From the entries below, gather every line containing the string "screenshot".

(DATA RECORDS):
□ □ □
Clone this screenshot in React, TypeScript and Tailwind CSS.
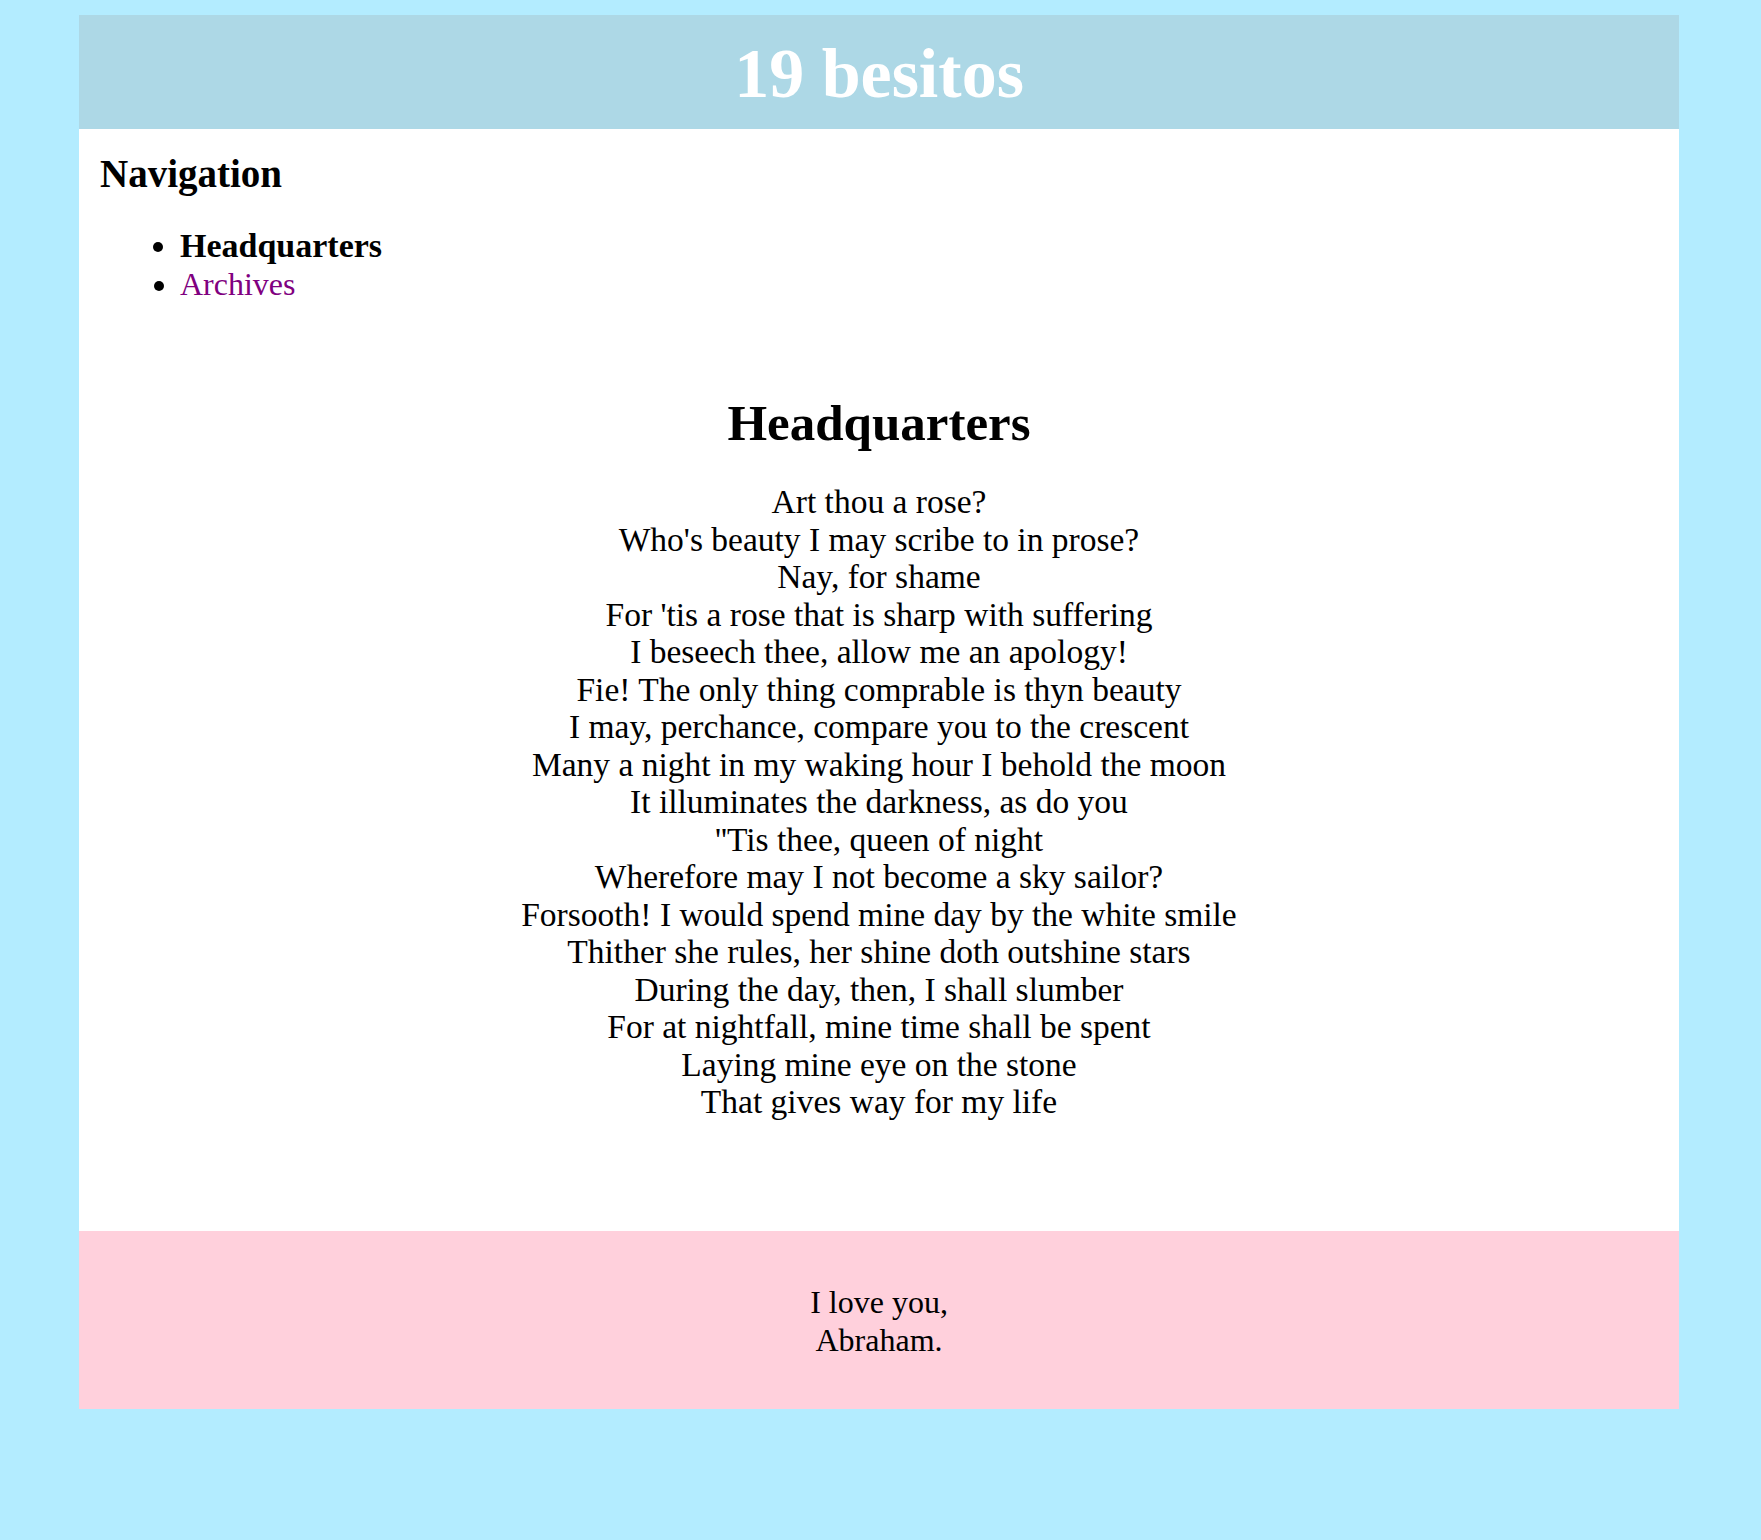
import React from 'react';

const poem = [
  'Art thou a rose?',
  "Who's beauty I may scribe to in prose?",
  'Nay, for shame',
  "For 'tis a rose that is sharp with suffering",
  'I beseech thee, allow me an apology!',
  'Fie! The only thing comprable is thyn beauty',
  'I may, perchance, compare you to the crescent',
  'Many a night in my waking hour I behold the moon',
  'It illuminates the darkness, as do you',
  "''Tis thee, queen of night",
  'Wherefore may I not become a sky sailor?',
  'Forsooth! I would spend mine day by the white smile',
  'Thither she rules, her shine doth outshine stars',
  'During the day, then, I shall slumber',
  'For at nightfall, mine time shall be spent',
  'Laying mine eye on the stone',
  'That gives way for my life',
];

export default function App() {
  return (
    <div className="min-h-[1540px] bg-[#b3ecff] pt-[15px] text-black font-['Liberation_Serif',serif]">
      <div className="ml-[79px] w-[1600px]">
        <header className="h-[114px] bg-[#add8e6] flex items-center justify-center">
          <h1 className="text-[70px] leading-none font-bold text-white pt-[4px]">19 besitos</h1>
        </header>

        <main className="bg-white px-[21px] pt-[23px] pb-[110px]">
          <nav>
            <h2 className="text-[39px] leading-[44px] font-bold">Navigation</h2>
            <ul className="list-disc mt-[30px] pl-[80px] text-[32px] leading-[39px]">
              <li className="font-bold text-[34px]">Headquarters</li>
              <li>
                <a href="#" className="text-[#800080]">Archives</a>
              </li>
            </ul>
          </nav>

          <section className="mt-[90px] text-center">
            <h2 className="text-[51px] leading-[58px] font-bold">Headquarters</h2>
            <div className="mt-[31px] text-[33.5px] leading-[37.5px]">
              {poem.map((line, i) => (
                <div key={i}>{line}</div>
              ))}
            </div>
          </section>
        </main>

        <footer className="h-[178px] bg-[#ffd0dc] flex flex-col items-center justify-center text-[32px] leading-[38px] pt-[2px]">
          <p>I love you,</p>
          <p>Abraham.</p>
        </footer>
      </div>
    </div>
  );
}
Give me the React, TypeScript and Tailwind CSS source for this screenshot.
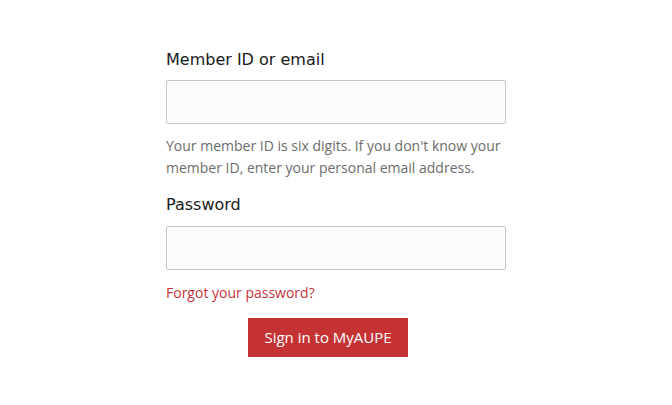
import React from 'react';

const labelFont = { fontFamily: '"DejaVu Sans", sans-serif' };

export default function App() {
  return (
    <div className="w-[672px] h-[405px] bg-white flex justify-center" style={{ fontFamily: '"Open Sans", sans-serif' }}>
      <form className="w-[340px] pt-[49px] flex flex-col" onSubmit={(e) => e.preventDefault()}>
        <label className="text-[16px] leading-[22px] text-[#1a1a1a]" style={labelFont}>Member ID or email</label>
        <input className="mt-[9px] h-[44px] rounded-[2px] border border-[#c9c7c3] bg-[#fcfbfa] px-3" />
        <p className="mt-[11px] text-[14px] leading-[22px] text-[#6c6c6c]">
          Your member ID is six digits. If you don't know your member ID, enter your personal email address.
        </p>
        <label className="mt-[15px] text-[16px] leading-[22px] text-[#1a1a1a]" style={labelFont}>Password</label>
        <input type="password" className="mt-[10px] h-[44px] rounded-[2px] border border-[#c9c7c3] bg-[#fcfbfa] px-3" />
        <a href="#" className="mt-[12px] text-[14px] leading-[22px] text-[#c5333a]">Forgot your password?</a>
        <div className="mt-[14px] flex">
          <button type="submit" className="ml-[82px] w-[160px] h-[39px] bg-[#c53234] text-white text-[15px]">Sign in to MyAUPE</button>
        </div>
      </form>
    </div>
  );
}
□ □ □
(PROBLEM SOLUTION):
Clone this screenshot in React, TypeScript and Tailwind CSS.
Give me the React, TypeScript and Tailwind CSS source for this screenshot.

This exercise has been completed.